The purpose of the emergency fund is not investment optimization. It is financial stability. Accessibility, clarity, and habit matter more than chasing a tiny return difference.

Worked example

Imagine a household bringing in a fixed monthly amount but feeling unsure where the money goes by the third week of each month. The problem may not be lack of income alone. Often the bigger issue is that essentials, flexible spending, savings, and irregular expenses are mixed together without a clear order.

Once the monthly cash flow is organized into those layers, the same income becomes easier to manage. A calculator can then show whether the current plan leaves a real surplus, a thin margin, or a monthly gap that needs attention.

  1. Start with the amount that actually reaches the account each month, not only the gross headline figure.
  2. List essential expenses first, then add flexible categories, savings goals, and debt payments.
  3. Run the budget or salary calculator to see what monthly space remains after the core categories are covered.
  4. Use that result to decide whether to reduce spending, change a goal timeline, or protect a bigger reserve.

Key takeaways

  • Start with a realistic first milestone instead of waiting for a perfect target.
  • Use a recurring contribution that fits your normal monthly budget.
  • Keep emergency savings accessible but separate from daily spending.

Common mistakes to avoid

  • Budgeting from gross income instead of real take-home cash flow.
  • Treating savings as leftover money instead of assigning it a fixed role in the plan.
  • Using goals that look ambitious but are impossible to repeat month after month.
  • Ignoring irregular costs until they break the budget unexpectedly.

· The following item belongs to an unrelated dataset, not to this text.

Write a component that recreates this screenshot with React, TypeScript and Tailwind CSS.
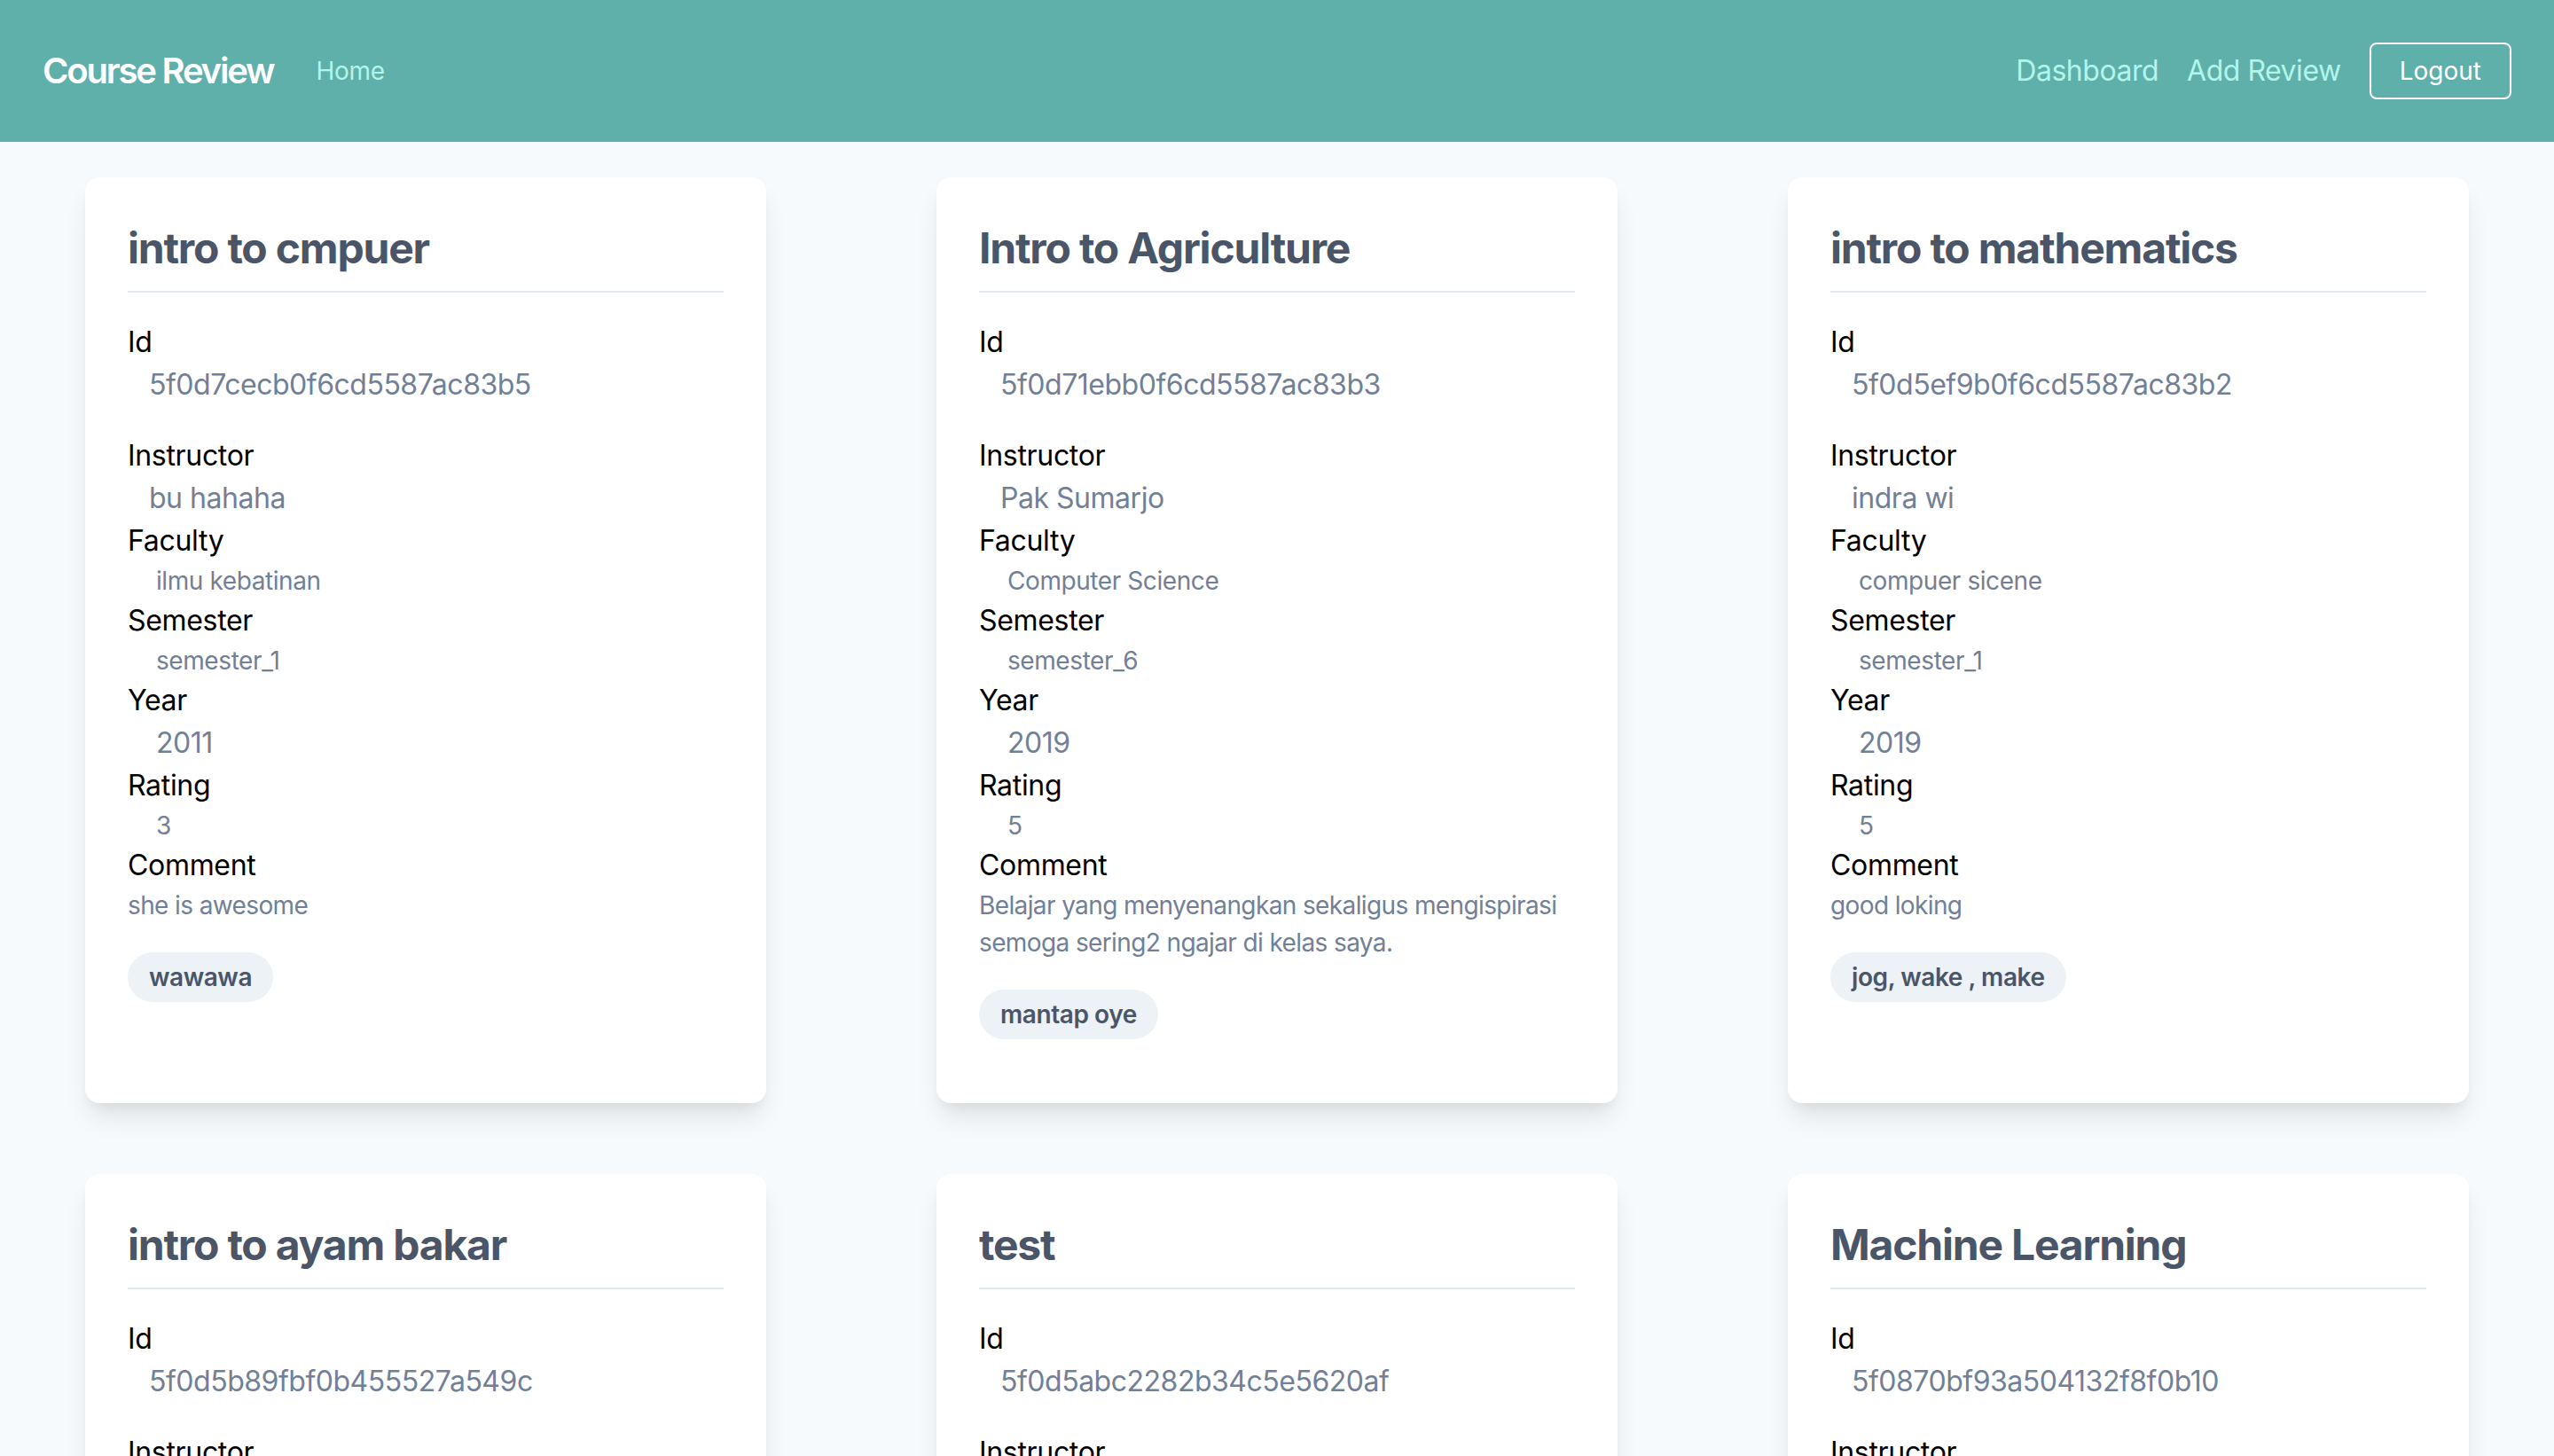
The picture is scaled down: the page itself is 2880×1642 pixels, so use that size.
import React from "react";

type Review = {
  title: string;
  id: string;
  instructor: string;
  faculty: string;
  semester: string;
  year: string;
  rating: string;
  comment: string;
  tags: string[];
};

const reviews: Review[] = [
  {
    title: "intro to cmpuer",
    id: "5f0d7cecb0f6cd5587ac83b5",
    instructor: "bu hahaha",
    faculty: "ilmu kebatinan",
    semester: "semester_1",
    year: "2011",
    rating: "3",
    comment: "she is awesome",
    tags: ["wawawa"],
  },
  {
    title: "Intro to Agriculture",
    id: "5f0d71ebb0f6cd5587ac83b3",
    instructor: "Pak Sumarjo",
    faculty: "Computer Science",
    semester: "semester_6",
    year: "2019",
    rating: "5",
    comment:
      "Belajar yang menyenangkan sekaligus mengispirasi semoga sering2 ngajar di kelas saya.",
    tags: ["mantap oye"],
  },
  {
    title: "intro to mathematics",
    id: "5f0d5ef9b0f6cd5587ac83b2",
    instructor: "indra wi",
    faculty: "compuer sicene",
    semester: "semester_1",
    year: "2019",
    rating: "5",
    comment: "good loking",
    tags: ["jog, wake , make"],
  },
  {
    title: "intro to ayam bakar",
    id: "5f0d5b89fbf0b455527a549c",
    instructor: "pak budi",
    faculty: "tata boga",
    semester: "semester_2",
    year: "2020",
    rating: "4",
    comment: "enak sekali",
    tags: ["ayam"],
  },
  {
    title: "test",
    id: "5f0d5abc2282b34c5e5620af",
    instructor: "test",
    faculty: "test",
    semester: "semester_1",
    year: "2020",
    rating: "1",
    comment: "test",
    tags: ["test"],
  },
  {
    title: "Machine Learning",
    id: "5f0870bf93a504132f8f0b10",
    instructor: "Pak Andi",
    faculty: "Computer Science",
    semester: "semester_5",
    year: "2020",
    rating: "5",
    comment: "seru banget",
    tags: ["ai, data"],
  },
];

function Label({ children }: { children: React.ReactNode }) {
  return (
    <div className="text-[32px] leading-[48px] tracking-[-0.01em] text-black">{children}</div>
  );
}

function ReviewCard({ review }: { review: Review }) {
  return (
    <div className="rounded-[16px] bg-white p-[48px] pb-[72px] shadow-[0_20px_30px_-6px_rgba(0,0,0,0.1),0_8px_12px_-4px_rgba(0,0,0,0.05)]">
      <h2 className="border-b-2 border-[#e2e8f0] pb-[16px] text-[48px] font-bold leading-[64px] tracking-[-0.025em] text-[#4a5568]">
        {review.title}
      </h2>

      <div className="mt-[32px] mb-[32px]">
        <Label>Id</Label>
        <div className="pl-[24px] text-[32px] leading-[48px] tracking-[-0.015em] text-[#718096]">
          {review.id}
        </div>
      </div>

      <Label>Instructor</Label>
      <div className="pl-[24px] text-[32px] leading-[48px] tracking-[-0.015em] text-[#718096]">
        {review.instructor}
      </div>

      <Label>Faculty</Label>
      <div className="pl-[32px] text-[28px] leading-[42px] tracking-[-0.015em] text-[#718096]">
        {review.faculty}
      </div>

      <Label>Semester</Label>
      <div className="pl-[32px] text-[28px] leading-[42px] tracking-[-0.015em] text-[#718096]">
        {review.semester}
      </div>

      <Label>Year</Label>
      <div className="pl-[32px] text-[32px] leading-[48px] tracking-[-0.015em] text-[#718096]">
        {review.year}
      </div>

      <Label>Rating</Label>
      <div className="pl-[32px] text-[28px] leading-[42px] tracking-[-0.015em] text-[#718096]">
        {review.rating}
      </div>

      <Label>Comment</Label>
      <p className="text-[28px] leading-[42px] tracking-[-0.022em] text-[#718096]">{review.comment}</p>

      <div className="mt-[32px] flex flex-wrap gap-[16px]">
        {review.tags.map((t) => (
          <span
            key={t}
            className="rounded-full bg-[#edf2f7] px-[24px] py-[8px] text-[28px] font-semibold leading-[40px] tracking-[-0.015em] text-[#4a5568]"
          >
            {t}
          </span>
        ))}
      </div>
    </div>
  );
}

export default function App() {
  return (
    <div className="min-h-screen bg-[#f7fafc] [font-family:Inter,'Noto_Sans',sans-serif]">
      <nav className="flex items-center justify-between bg-[#5fafab] p-[48px]">
        <div className="flex items-center">
          <span className="mr-[48px] text-[40px] font-semibold leading-[60px] tracking-[-0.055em] text-white">
            Course Review
          </span>
          <a href="#" className="text-[28px] leading-[42px] tracking-[-0.01em] text-[#b2f5ea]">
            Home
          </a>
        </div>
        <div className="flex items-center">
          <a href="#" className="mr-[32px] text-[32px] leading-[48px] tracking-[-0.015em] text-[#b2f5ea]">
            Dashboard
          </a>
          <a href="#" className="mr-[32px] text-[32px] leading-[48px] tracking-[-0.015em] text-[#b2f5ea]">
            Add Review
          </a>
          <button className="rounded-[8px] border-2 border-white px-[32px] py-[16px] text-[28px] leading-none text-white">
            Logout
          </button>
        </div>
      </nav>

      <main className="grid grid-cols-3 gap-x-[192px] gap-y-[80px] px-[96px] py-[40px]">
        {reviews.map((r) => (
          <ReviewCard key={r.id} review={r} />
        ))}
      </main>
    </div>
  );
}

Before you act on the result

  • Check whether the inputs reflect your real current numbers rather than ideal or outdated assumptions.
  • Compare at least one more scenario so you can see the tradeoff between the convenient option and the more conservative option.
  • Review how the decision affects monthly cash flow, reserves, and flexibility instead of focusing on a single attractive output.
  • Use the result as a planning step, then confirm important decisions with lender terms, employer documents, provider rules, tax guidance, or professional advice where relevant.

What to do next

Once the budget is more visible, the next step is not perfection. It is repeatability. A plan that survives ordinary months is more valuable than a strict system that works only briefly.

That is why these tools work best when paired together. Salary, take-home pay, budget, and emergency-fund planning support one another when you use them as one decision flow instead of isolated pages.

Frequently asked questions

How much should I save first?

Start with a first milestone that could absorb a realistic short-term shock, then build toward one month of essentials and beyond as your situation improves.

Should I invest my emergency fund?

Emergency savings usually work best in a low-risk, accessible place because stability and availability matter more than return.

Why is take-home pay a better starting point for planning?

Because it reflects the money that is actually available for bills, saving, and everyday decisions after deductions are taken out.

How often should I review my monthly plan?

A light weekly check and a more complete monthly review is enough for many people to stay aware without becoming overwhelmed.

What if my budget shows only a tiny margin?

That is still useful information. It means you can focus on the largest categories first and protect the essentials before adjusting smaller goals.